**Set exercise**
Copy the material that follows word for word and omit its pictures.

**Raw data**
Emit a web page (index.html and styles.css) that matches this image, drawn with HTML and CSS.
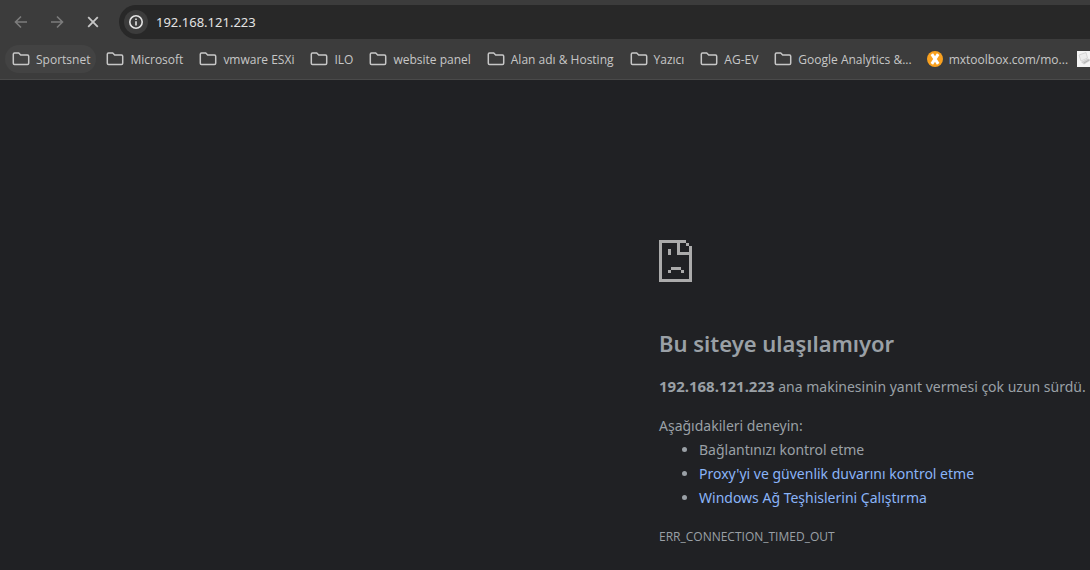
FILE: index.html
```html
<!DOCTYPE html>
<html lang="tr">
<head>
    <meta charset="UTF-8">
    <meta name="viewport" content="width=device-width, initial-scale=1.0">
    <title>192.168.121.223</title>
    <link rel="stylesheet" href="styles.css">
</head>
<body>
    <!-- Klasör simgesi -->
    <svg class="symbols" aria-hidden="true">
        <symbol id="folder" viewBox="0 0 18 16">
            <path d="M2.5 2H6.7L8.7 4H15.5Q16.7 4 16.7 5.2V12.3Q16.7 13.5 15.5 13.5H2.5Q1.3 13.5 1.3 12.3V3.2Q1.3 2 2.5 2Z" fill="none" stroke="#c7c7c7" stroke-width="1.5"/>
        </symbol>
    </svg>

    <header class="browser">
        <!-- Araç çubuğu -->
        <div class="toolbar">
            <button class="nav-btn" aria-label="Geri" disabled>
                <svg width="16" height="16" viewBox="0 0 16 16"><path d="M14 8H3M8 2.5L2.5 8L8 13.5"/></svg>
            </button>
            <button class="nav-btn" aria-label="İleri" disabled>
                <svg width="16" height="16" viewBox="0 0 16 16"><path d="M2 8H13M8 2.5L13.5 8L8 13.5"/></svg>
            </button>
            <button class="nav-btn stop" aria-label="Durdur">
                <svg width="16" height="16" viewBox="0 0 16 16"><path d="M3.2 3.2L12.8 12.8M12.8 3.2L3.2 12.8"/></svg>
            </button>
            <div class="address-bar">
                <button class="info-btn" aria-label="Site bilgileri">
                    <svg width="16" height="16" viewBox="0 0 16 16">
                        <circle cx="8" cy="8" r="6.2" fill="none" stroke="#e3e3e3" stroke-width="1.6"/>
                        <path d="M8 7.2V11.4M8 4.4V6" stroke="#e3e3e3" stroke-width="1.6"/>
                    </svg>
                </button>
                <input class="address" type="text" value="192.168.121.223" aria-label="Adres çubuğu">
            </div>
        </div>

        <!-- Yer işaretleri -->
        <nav class="bookmarks">
            <button class="bookmark active"><svg class="folder"><use href="#folder"/></svg>Sportsnet</button>
            <button class="bookmark"><svg class="folder"><use href="#folder"/></svg>Microsoft</button>
            <button class="bookmark"><svg class="folder"><use href="#folder"/></svg>vmware ESXi</button>
            <button class="bookmark"><svg class="folder"><use href="#folder"/></svg>ILO</button>
            <button class="bookmark"><svg class="folder"><use href="#folder"/></svg>website panel</button>
            <button class="bookmark"><svg class="folder"><use href="#folder"/></svg>Alan adı &amp; Hosting</button>
            <button class="bookmark"><svg class="folder"><use href="#folder"/></svg>Yazıcı</button>
            <button class="bookmark"><svg class="folder"><use href="#folder"/></svg>AG-EV</button>
            <button class="bookmark"><svg class="folder"><use href="#folder"/></svg>Google Analytics &amp;...</button>
            <a class="bookmark site" href="#">
                <svg class="favicon" viewBox="0 0 16 16">
                    <circle cx="8" cy="8" r="8" fill="#f9a11f"/>
                    <path d="M4.8 3.2L11.2 12.8M11.2 3.2L4.8 12.8" stroke="#fff" stroke-width="3"/>
                </svg>mxtoolbox.com/mo...</a>
            <a class="bookmark site" href="#" aria-label="Yer işareti">
                <svg class="favicon" viewBox="0 0 16 16">
                    <rect width="16" height="16" fill="#f4f4f4"/>
                    <path d="M2 4L9 1.5L10.5 7L4 10Z" fill="#ededed" stroke="#d6d6d6"/>
                    <path d="M4 11L11 7.5L14 9L7 13.5Z" fill="#d0d0d0"/>
                    <path d="M7 12L12 9" stroke="#b4b4b4"/>
                </svg></a>
        </nav>
    </header>

    <!-- Hata sayfası -->
    <main class="error-page">
        <svg class="error-icon" viewBox="0 0 33 42" shape-rendering="crispEdges" aria-hidden="true">
            <path d="M0 0H27V3H30V6H33V42H0ZM3 3V39H30V15H18V3ZM21 3V12H30V6H27V3Z" fill-rule="evenodd"/>
            <path d="M9 9H12V15H9ZM12 27H22V30H12ZM9 30H12V33H9ZM22 30H25V33H22Z"/>
        </svg>
        <h1>Bu siteye ulaşılamıyor</h1>
        <p><strong>192.168.121.223</strong> ana makinesinin yanıt vermesi çok uzun sürdü.</p>
        <div class="suggestions">
            <p>Aşağıdakileri deneyin:</p>
            <ul>
                <li>Bağlantınızı kontrol etme</li>
                <li><a href="#">Proxy'yi ve güvenlik duvarını kontrol etme</a></li>
                <li><a href="#">Windows Ağ Teşhislerini Çalıştırma</a></li>
            </ul>
        </div>
        <div class="error-code">ERR_CONNECTION_TIMED_OUT</div>
    </main>
</body>
</html>
```
FILE: styles.css
```css
/* Genel */
body {
    margin: 0;
    background-color: #202124;
    color: #9aa0a6;
    font-family: "Noto Sans", sans-serif;
    font-size: 14px;
    overflow-x: hidden;
}

button {
    border: none;
    background: none;
    padding: 0;
    font: inherit;
}

.symbols {
    display: none;
}

/* Tarayıcı üst kısmı */
.browser {
    background-color: #3c3c3c;
    border-bottom: 1px solid #4a4a4a;
    overflow: hidden;
}

.toolbar {
    display: flex;
    align-items: center;
    padding: 5px 0 0 3px;
}

.nav-btn {
    display: flex;
    align-items: center;
    justify-content: center;
    width: 36px;
    height: 34px;
}

.nav-btn path {
    fill: none;
    stroke: #7c7c7c;
    stroke-width: 1.6;
}

.nav-btn.stop path {
    stroke: #c7c7c7;
    stroke-width: 1.8;
}

.address-bar {
    flex: 1;
    display: flex;
    align-items: center;
    gap: 8px;
    height: 34px;
    margin-left: 8px;
    padding-left: 5px;
    background-color: #282828;
    border-radius: 17px 0 0 17px;
}

.info-btn {
    display: flex;
    align-items: center;
    justify-content: center;
    width: 24px;
    height: 24px;
    border-radius: 50%;
    background-color: #3c3c3c;
}

.address {
    flex: 1;
    padding: 0;
    border: none;
    outline: none;
    background: none;
    color: #e3e3e3;
    font-family: inherit;
    font-size: 13px;
}

/* Yer işaretleri çubuğu */
.bookmarks {
    display: flex;
    gap: 3px;
    padding: 6px 0 6px 5px;
}

.bookmark {
    display: flex;
    flex-shrink: 0;
    align-items: center;
    gap: 6px;
    height: 28px;
    padding: 0 6px 0 7px;
    border-radius: 14px;
    color: #c7c7c7;
    font-family: "Open Sans", sans-serif;
    font-size: 12px;
    text-decoration: none;
    white-space: nowrap;
}

.bookmark.active {
    background-color: #434343;
}

.bookmark.site {
    padding: 0 0 0 6px;
}

.folder {
    width: 18px;
    height: 16px;
}

.favicon {
    width: 16px;
    height: 16px;
}

/* Hata sayfası */
.error-page {
    box-sizing: border-box;
    max-width: 431px;
    margin-left: auto;
    padding-top: 160px;
    line-height: 24px;
}

.error-icon {
    display: block;
    width: 33px;
    height: 42px;
    fill: #ababab;
}

h1 {
    margin: 47px 0 16px;
    font-size: 22px;
    font-weight: 600;
    line-height: 29px;
}

p {
    margin: 0;
    white-space: nowrap;
}

strong {
    font-size: 15px;
}

.suggestions {
    margin-top: 15px;
}

ul {
    margin: 0;
    padding-left: 40px;
}

.error-page a {
    color: #8ab4f8;
    text-decoration: none;
}

.error-code {
    margin-top: 15px;
    font-family: "Open Sans", sans-serif;
    font-size: 12px;
}
```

**Exercise result**
Emit a web page (index.html and styles.css) that matches this image, drawn with HTML and CSS.
FILE: index.html
```html
<!DOCTYPE html>
<html lang="tr">
<head>
    <meta charset="UTF-8">
    <meta name="viewport" content="width=device-width, initial-scale=1.0">
    <title>192.168.121.223</title>
    <link rel="stylesheet" href="styles.css">
</head>
<body>
    <!-- Klasör simgesi -->
    <svg class="symbols" aria-hidden="true">
        <symbol id="folder" viewBox="0 0 18 16">
            <path d="M2.5 2H6.7L8.7 4H15.5Q16.7 4 16.7 5.2V12.3Q16.7 13.5 15.5 13.5H2.5Q1.3 13.5 1.3 12.3V3.2Q1.3 2 2.5 2Z" fill="none" stroke="#c7c7c7" stroke-width="1.5"/>
        </symbol>
    </svg>

    <header class="browser">
        <!-- Araç çubuğu -->
        <div class="toolbar">
            <button class="nav-btn" aria-label="Geri" disabled>
                <svg width="16" height="16" viewBox="0 0 16 16"><path d="M14 8H3M8 2.5L2.5 8L8 13.5"/></svg>
            </button>
            <button class="nav-btn" aria-label="İleri" disabled>
                <svg width="16" height="16" viewBox="0 0 16 16"><path d="M2 8H13M8 2.5L13.5 8L8 13.5"/></svg>
            </button>
            <button class="nav-btn stop" aria-label="Durdur">
                <svg width="16" height="16" viewBox="0 0 16 16"><path d="M3.2 3.2L12.8 12.8M12.8 3.2L3.2 12.8"/></svg>
            </button>
            <div class="address-bar">
                <button class="info-btn" aria-label="Site bilgileri">
                    <svg width="16" height="16" viewBox="0 0 16 16">
                        <circle cx="8" cy="8" r="6.2" fill="none" stroke="#e3e3e3" stroke-width="1.6"/>
                        <path d="M8 7.2V11.4M8 4.4V6" stroke="#e3e3e3" stroke-width="1.6"/>
                    </svg>
                </button>
                <input class="address" type="text" value="192.168.121.223" aria-label="Adres çubuğu">
            </div>
        </div>

        <!-- Yer işaretleri -->
        <nav class="bookmarks">
            <button class="bookmark active"><svg class="folder"><use href="#folder"/></svg>Sportsnet</button>
            <button class="bookmark"><svg class="folder"><use href="#folder"/></svg>Microsoft</button>
            <button class="bookmark"><svg class="folder"><use href="#folder"/></svg>vmware ESXi</button>
            <button class="bookmark"><svg class="folder"><use href="#folder"/></svg>ILO</button>
            <button class="bookmark"><svg class="folder"><use href="#folder"/></svg>website panel</button>
            <button class="bookmark"><svg class="folder"><use href="#folder"/></svg>Alan adı &amp; Hosting</button>
            <button class="bookmark"><svg class="folder"><use href="#folder"/></svg>Yazıcı</button>
            <button class="bookmark"><svg class="folder"><use href="#folder"/></svg>AG-EV</button>
            <button class="bookmark"><svg class="folder"><use href="#folder"/></svg>Google Analytics &amp;...</button>
            <a class="bookmark site" href="#">
                <svg class="favicon" viewBox="0 0 16 16">
                    <circle cx="8" cy="8" r="8" fill="#f9a11f"/>
                    <path d="M4.8 3.2L11.2 12.8M11.2 3.2L4.8 12.8" stroke="#fff" stroke-width="3"/>
                </svg>mxtoolbox.com/mo...</a>
            <a class="bookmark site" href="#" aria-label="Yer işareti">
                <svg class="favicon" viewBox="0 0 16 16">
                    <rect width="16" height="16" fill="#f4f4f4"/>
                    <path d="M2 4L9 1.5L10.5 7L4 10Z" fill="#ededed" stroke="#d6d6d6"/>
                    <path d="M4 11L11 7.5L14 9L7 13.5Z" fill="#d0d0d0"/>
                    <path d="M7 12L12 9" stroke="#b4b4b4"/>
                </svg></a>
        </nav>
    </header>

    <!-- Hata sayfası -->
    <main class="error-page">
        <svg class="error-icon" viewBox="0 0 33 42" shape-rendering="crispEdges" aria-hidden="true">
            <path d="M0 0H27V3H30V6H33V42H0ZM3 3V39H30V15H18V3ZM21 3V12H30V6H27V3Z" fill-rule="evenodd"/>
            <path d="M9 9H12V15H9ZM12 27H22V30H12ZM9 30H12V33H9ZM22 30H25V33H22Z"/>
        </svg>
        <h1>Bu siteye ulaşılamıyor</h1>
        <p><strong>192.168.121.223</strong> ana makinesinin yanıt vermesi çok uzun sürdü.</p>
        <div class="suggestions">
            <p>Aşağıdakileri deneyin:</p>
            <ul>
                <li>Bağlantınızı kontrol etme</li>
                <li><a href="#">Proxy'yi ve güvenlik duvarını kontrol etme</a></li>
                <li><a href="#">Windows Ağ Teşhislerini Çalıştırma</a></li>
            </ul>
        </div>
        <div class="error-code">ERR_CONNECTION_TIMED_OUT</div>
    </main>
</body>
</html>
```
FILE: styles.css
```css
/* Genel */
body {
    margin: 0;
    background-color: #202124;
    color: #9aa0a6;
    font-family: "Noto Sans", sans-serif;
    font-size: 14px;
    overflow-x: hidden;
}

button {
    border: none;
    background: none;
    padding: 0;
    font: inherit;
}

.symbols {
    display: none;
}

/* Tarayıcı üst kısmı */
.browser {
    background-color: #3c3c3c;
    border-bottom: 1px solid #4a4a4a;
    overflow: hidden;
}

.toolbar {
    display: flex;
    align-items: center;
    padding: 5px 0 0 3px;
}

.nav-btn {
    display: flex;
    align-items: center;
    justify-content: center;
    width: 36px;
    height: 34px;
}

.nav-btn path {
    fill: none;
    stroke: #7c7c7c;
    stroke-width: 1.6;
}

.nav-btn.stop path {
    stroke: #c7c7c7;
    stroke-width: 1.8;
}

.address-bar {
    flex: 1;
    display: flex;
    align-items: center;
    gap: 8px;
    height: 34px;
    margin-left: 8px;
    padding-left: 5px;
    background-color: #282828;
    border-radius: 17px 0 0 17px;
}

.info-btn {
    display: flex;
    align-items: center;
    justify-content: center;
    width: 24px;
    height: 24px;
    border-radius: 50%;
    background-color: #3c3c3c;
}

.address {
    flex: 1;
    padding: 0;
    border: none;
    outline: none;
    background: none;
    color: #e3e3e3;
    font-family: inherit;
    font-size: 13px;
}

/* Yer işaretleri çubuğu */
.bookmarks {
    display: flex;
    gap: 3px;
    padding: 6px 0 6px 5px;
}

.bookmark {
    display: flex;
    flex-shrink: 0;
    align-items: center;
    gap: 6px;
    height: 28px;
    padding: 0 6px 0 7px;
    border-radius: 14px;
    color: #c7c7c7;
    font-family: "Open Sans", sans-serif;
    font-size: 12px;
    text-decoration: none;
    white-space: nowrap;
}

.bookmark.active {
    background-color: #434343;
}

.bookmark.site {
    padding: 0 0 0 6px;
}

.folder {
    width: 18px;
    height: 16px;
}

.favicon {
    width: 16px;
    height: 16px;
}

/* Hata sayfası */
.error-page {
    box-sizing: border-box;
    max-width: 431px;
    margin-left: auto;
    padding-top: 160px;
    line-height: 24px;
}

.error-icon {
    display: block;
    width: 33px;
    height: 42px;
    fill: #ababab;
}

h1 {
    margin: 47px 0 16px;
    font-size: 22px;
    font-weight: 600;
    line-height: 29px;
}

p {
    margin: 0;
    white-space: nowrap;
}

strong {
    font-size: 15px;
}

.suggestions {
    margin-top: 15px;
}

ul {
    margin: 0;
    padding-left: 40px;
}

.error-page a {
    color: #8ab4f8;
    text-decoration: none;
}

.error-code {
    margin-top: 15px;
    font-family: "Open Sans", sans-serif;
    font-size: 12px;
}
```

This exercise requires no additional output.